## Data lines
** START **

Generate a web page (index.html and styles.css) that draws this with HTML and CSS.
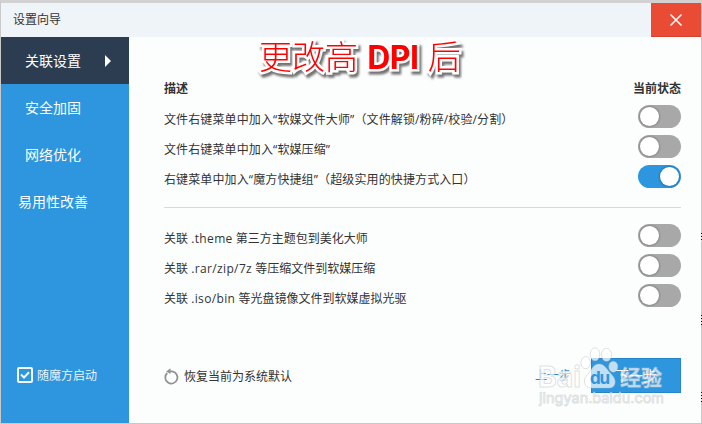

** END **
** START **

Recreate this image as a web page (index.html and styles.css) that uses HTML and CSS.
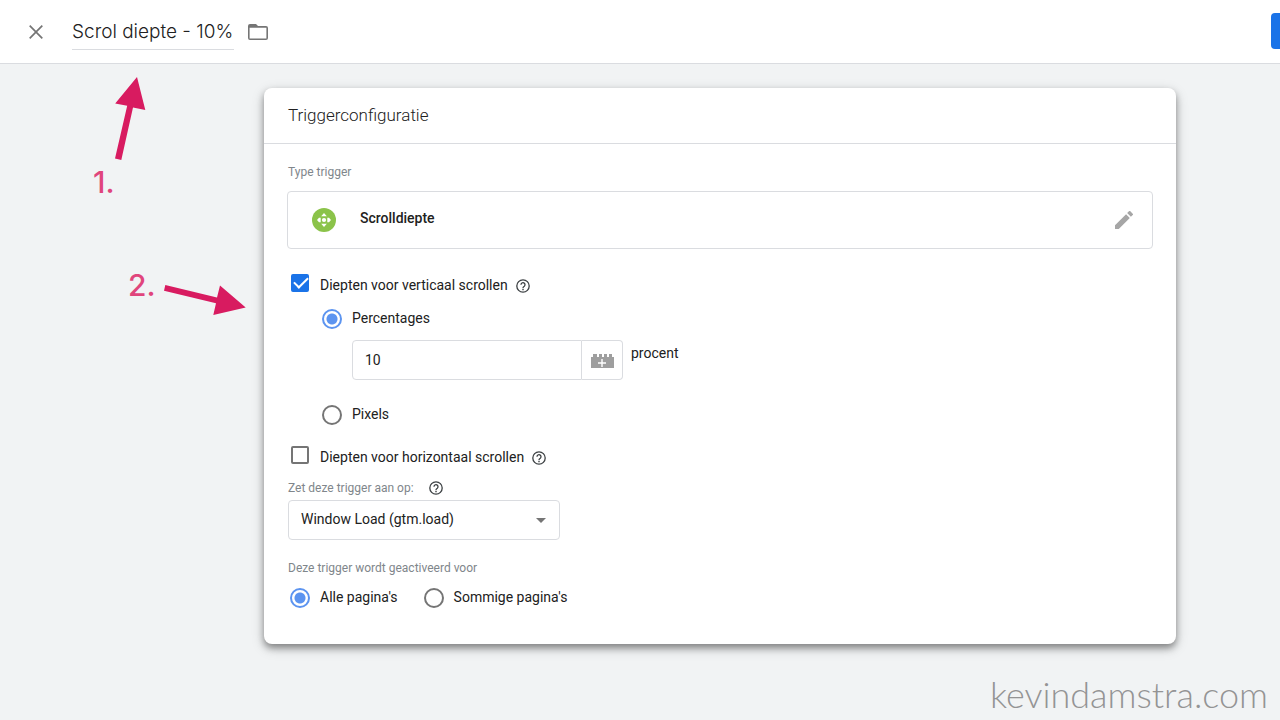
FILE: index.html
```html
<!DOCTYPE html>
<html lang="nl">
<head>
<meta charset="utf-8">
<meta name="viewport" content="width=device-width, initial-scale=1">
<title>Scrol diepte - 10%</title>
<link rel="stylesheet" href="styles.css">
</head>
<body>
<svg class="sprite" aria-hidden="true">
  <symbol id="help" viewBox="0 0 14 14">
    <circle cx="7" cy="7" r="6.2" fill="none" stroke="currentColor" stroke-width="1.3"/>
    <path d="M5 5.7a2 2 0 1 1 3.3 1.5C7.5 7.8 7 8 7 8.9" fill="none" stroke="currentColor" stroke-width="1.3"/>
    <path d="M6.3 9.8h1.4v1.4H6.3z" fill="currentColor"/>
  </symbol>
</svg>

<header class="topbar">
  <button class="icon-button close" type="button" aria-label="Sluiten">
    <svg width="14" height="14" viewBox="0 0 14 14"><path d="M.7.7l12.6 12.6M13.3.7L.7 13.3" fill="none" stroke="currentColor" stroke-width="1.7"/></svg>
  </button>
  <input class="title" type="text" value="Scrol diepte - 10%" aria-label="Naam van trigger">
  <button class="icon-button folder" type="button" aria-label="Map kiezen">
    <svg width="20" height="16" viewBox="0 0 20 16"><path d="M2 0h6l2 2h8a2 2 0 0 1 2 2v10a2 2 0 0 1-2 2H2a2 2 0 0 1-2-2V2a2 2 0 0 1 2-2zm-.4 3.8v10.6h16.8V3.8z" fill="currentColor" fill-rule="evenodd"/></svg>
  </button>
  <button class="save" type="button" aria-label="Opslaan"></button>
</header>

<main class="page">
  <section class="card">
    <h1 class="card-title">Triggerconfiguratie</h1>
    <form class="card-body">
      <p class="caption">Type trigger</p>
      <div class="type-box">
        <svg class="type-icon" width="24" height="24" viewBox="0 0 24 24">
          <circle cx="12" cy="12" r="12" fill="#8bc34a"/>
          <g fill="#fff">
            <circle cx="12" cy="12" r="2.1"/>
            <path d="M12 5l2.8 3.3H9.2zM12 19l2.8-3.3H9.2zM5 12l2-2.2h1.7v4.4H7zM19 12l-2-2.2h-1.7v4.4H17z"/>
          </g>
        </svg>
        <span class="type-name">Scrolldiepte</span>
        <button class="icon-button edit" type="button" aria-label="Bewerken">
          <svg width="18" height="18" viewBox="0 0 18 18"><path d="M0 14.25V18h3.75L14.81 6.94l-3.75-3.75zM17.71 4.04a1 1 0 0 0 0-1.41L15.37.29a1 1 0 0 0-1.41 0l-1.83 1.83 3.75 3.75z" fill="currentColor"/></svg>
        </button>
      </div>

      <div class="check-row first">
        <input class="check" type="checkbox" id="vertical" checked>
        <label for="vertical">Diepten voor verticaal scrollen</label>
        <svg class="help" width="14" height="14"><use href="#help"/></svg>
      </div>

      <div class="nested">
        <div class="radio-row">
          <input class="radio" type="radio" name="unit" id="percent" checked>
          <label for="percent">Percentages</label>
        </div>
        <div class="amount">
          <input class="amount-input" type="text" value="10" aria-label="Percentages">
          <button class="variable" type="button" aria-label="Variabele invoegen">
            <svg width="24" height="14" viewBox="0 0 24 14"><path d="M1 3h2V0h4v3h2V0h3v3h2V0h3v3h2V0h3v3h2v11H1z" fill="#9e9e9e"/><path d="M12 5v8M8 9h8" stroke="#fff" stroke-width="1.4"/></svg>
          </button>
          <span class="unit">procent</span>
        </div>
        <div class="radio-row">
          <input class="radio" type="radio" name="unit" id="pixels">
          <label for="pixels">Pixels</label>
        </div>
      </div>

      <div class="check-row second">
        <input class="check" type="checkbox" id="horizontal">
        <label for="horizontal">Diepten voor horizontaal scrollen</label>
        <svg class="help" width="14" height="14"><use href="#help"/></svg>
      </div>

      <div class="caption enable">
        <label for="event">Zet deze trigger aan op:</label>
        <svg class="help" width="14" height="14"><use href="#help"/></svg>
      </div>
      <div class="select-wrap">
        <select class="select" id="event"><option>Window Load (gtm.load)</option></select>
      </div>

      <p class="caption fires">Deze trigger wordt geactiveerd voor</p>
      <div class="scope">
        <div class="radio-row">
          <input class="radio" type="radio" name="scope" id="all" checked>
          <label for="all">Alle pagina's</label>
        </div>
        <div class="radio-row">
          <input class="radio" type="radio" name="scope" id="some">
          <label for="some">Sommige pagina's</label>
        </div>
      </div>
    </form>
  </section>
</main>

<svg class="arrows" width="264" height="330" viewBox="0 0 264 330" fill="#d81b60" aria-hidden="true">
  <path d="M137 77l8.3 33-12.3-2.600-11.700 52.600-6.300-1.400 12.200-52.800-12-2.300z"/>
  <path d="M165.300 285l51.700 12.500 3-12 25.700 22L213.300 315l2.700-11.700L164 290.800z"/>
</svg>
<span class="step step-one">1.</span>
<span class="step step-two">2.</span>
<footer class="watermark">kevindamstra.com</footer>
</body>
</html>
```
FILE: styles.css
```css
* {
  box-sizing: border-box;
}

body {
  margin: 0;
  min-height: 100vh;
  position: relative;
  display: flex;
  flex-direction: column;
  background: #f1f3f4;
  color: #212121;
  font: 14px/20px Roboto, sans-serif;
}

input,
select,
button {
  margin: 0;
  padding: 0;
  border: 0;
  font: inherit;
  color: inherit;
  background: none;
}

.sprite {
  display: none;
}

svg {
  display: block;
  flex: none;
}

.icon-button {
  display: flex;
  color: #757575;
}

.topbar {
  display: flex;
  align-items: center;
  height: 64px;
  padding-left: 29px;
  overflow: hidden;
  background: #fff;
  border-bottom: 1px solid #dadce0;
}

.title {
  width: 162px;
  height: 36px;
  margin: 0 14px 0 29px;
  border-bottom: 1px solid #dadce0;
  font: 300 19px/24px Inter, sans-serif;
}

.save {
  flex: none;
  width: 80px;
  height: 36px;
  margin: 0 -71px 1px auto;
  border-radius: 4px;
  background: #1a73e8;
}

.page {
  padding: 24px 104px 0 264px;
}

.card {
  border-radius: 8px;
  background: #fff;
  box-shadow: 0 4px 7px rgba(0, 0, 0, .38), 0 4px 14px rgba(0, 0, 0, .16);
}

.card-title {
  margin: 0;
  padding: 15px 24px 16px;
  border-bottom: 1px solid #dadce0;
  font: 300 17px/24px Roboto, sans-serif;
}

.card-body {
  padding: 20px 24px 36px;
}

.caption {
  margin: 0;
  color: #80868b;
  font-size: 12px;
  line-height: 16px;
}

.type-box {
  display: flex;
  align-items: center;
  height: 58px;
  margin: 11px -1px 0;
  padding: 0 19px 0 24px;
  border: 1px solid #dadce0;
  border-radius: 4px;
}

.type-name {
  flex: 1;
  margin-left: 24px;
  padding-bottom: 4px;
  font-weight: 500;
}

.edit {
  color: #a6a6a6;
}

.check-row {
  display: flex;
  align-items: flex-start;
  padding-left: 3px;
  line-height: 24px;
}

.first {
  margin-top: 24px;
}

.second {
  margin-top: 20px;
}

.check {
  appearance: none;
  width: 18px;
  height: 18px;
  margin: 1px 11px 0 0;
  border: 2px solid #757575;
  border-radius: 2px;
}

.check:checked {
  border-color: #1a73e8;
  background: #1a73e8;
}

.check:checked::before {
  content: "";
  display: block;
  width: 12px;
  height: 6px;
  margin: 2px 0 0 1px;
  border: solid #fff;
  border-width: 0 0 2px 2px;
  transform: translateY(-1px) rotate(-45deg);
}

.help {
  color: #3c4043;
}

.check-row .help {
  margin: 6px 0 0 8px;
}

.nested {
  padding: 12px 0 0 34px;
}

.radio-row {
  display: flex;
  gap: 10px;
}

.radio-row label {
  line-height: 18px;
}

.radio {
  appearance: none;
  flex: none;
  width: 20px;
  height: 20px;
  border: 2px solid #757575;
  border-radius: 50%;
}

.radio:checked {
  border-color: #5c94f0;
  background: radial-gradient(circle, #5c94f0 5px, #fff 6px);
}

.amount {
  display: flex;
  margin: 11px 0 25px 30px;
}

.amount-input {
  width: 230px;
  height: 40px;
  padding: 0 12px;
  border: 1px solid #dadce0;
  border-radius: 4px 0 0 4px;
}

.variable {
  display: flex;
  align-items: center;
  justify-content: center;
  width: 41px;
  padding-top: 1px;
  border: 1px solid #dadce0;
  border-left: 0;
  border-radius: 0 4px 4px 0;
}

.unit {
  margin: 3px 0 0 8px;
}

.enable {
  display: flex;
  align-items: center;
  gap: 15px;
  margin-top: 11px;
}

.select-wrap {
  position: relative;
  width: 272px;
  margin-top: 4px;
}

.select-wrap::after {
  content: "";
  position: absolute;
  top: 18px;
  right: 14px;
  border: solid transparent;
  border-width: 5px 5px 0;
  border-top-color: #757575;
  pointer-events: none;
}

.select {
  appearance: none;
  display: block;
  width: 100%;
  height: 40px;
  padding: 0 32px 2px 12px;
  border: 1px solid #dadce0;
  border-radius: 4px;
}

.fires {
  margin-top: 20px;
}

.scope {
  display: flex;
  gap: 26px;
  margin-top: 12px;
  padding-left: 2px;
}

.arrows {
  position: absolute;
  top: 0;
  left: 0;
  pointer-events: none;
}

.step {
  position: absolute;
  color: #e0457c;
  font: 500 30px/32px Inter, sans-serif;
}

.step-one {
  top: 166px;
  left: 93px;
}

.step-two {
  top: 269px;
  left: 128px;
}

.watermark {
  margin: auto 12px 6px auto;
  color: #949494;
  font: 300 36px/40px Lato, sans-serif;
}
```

** END **

## Aim
Scan the listing above. Gather each line that contains the word "index".

## Output for this exercise
Generate a web page (index.html and styles.css) that draws this with HTML and CSS.
Recreate this image as a web page (index.html and styles.css) that uses HTML and CSS.
FILE: index.html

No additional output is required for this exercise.